Share your dilemmas and get honest opinions from other Mumsnetters.

To cancel this appointment and be mad at DH

57 replies

dentistdilemma · 12/03/2013 17:05

I have namechanged for this thread as I am seriously pissed off with my DH and want to vent without revealing who I am. Apologies in advance for the long post but I want to explain exactly what happened so I can get a clear verdict.

Well it all started with the checkup at the dentist I had last week. I am a SAHM (ds is 6 months) so needed someone to look after him whilst I had my checkup. I dont know many other mums in the area and the only one I did know I felt a bit cheeky asking her for help because she has 2 dcs under 5 to look after and is expecting so I thought it might be too much hassle for her especially since ds is a bit high maintenance. Anyway I asked my mum to come over from another city (about 45 minutes away) to watch ds for me and to visit us at the same time which she was happy to do.

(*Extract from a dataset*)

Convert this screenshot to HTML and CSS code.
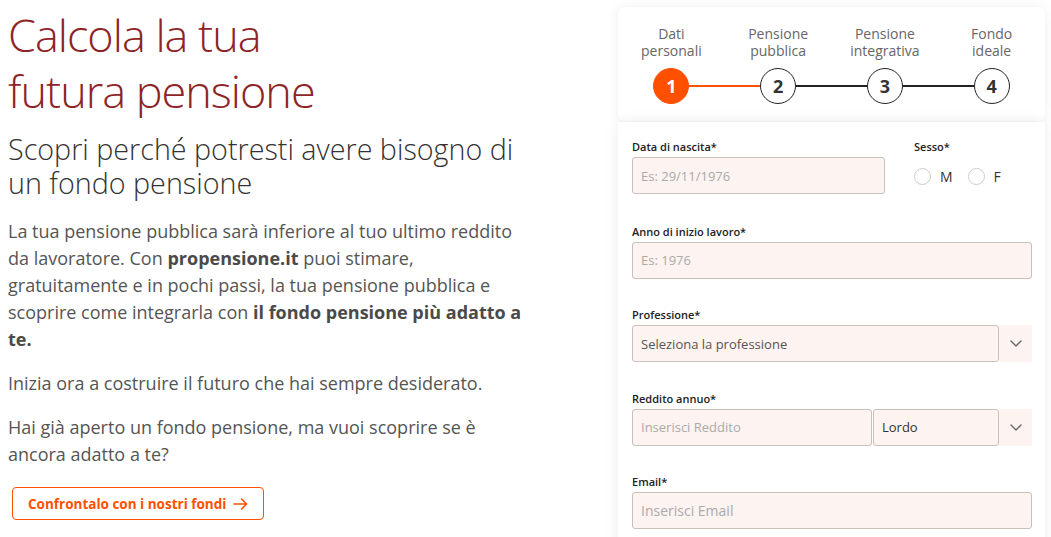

When I told my DH about my arrangement with my mum he thought I was a bit out of order dragging her so far just to watch ds for a short checkup and said I should pay for her train ticket at least. My mum came, I had my appointment, she watched ds, I forced her to accept money for the train ticket and we had lunch together. It all went smoothly.

Whilst at my checkup the dentist asked me to book another appointment for today at 1.30pm as I had to get a filling done. When I told DH he offered to come home during his lunch break to watch ds for the half hour my appointment was booked for. We dont live far from his work so this is doable but takes precise coordination. I was doubtful he could do it so I kept double checking all last week that he knew the day and time, if he wanted me to change the timing to something more convenient for him etc. I also gave him chances to opt out by offering to ask my mum instead or my friend nearby to watch ds for me (my repetitive checking will be explained later). He kept reassuring me that it was fine and he could make it home in time for my appointment.

It wasnt fine and he didnt make it on time. This morning he warned me to be ready when he got back so that he could drop me on time. He then changed plans and told me to meet him at the station in town (parking his car there). When I called him at 1.25 he was still on the way and said he would be five minutes. I called the dentists and told them I would be 5 minutes late. When I called him again after 5 mins he was still on the way. Then around 1.41 I called the dentists to explain the situation and to ask whether they would still see me. They asked how late I would be to which I couldnt give an answer and told me they might still see me but I might have to wait for my appointment which I couldnt do because dh needed to get back to work. In the end I apologised and rearranged the appointment for the following week. As soon as I hung up, dh called to say he was outside the dentists (?). This was at 1.45. I told him I had already cancelled the appointment. He told me to call back and say I changed my mind. But I told him that I was at the station so by the time I walked to the dentists (about 5 minutes away) then I would be 20 minutes late so would only have 10 minutes left of my appointment. At this point DH got quite huffy with me and we ended the phone call with me saying thanks for nothing. He texted me after this to say he would never ever do this again. I asked him what did you do? You just proved that as usual I cant rely on you for anything even with ds now in the picture.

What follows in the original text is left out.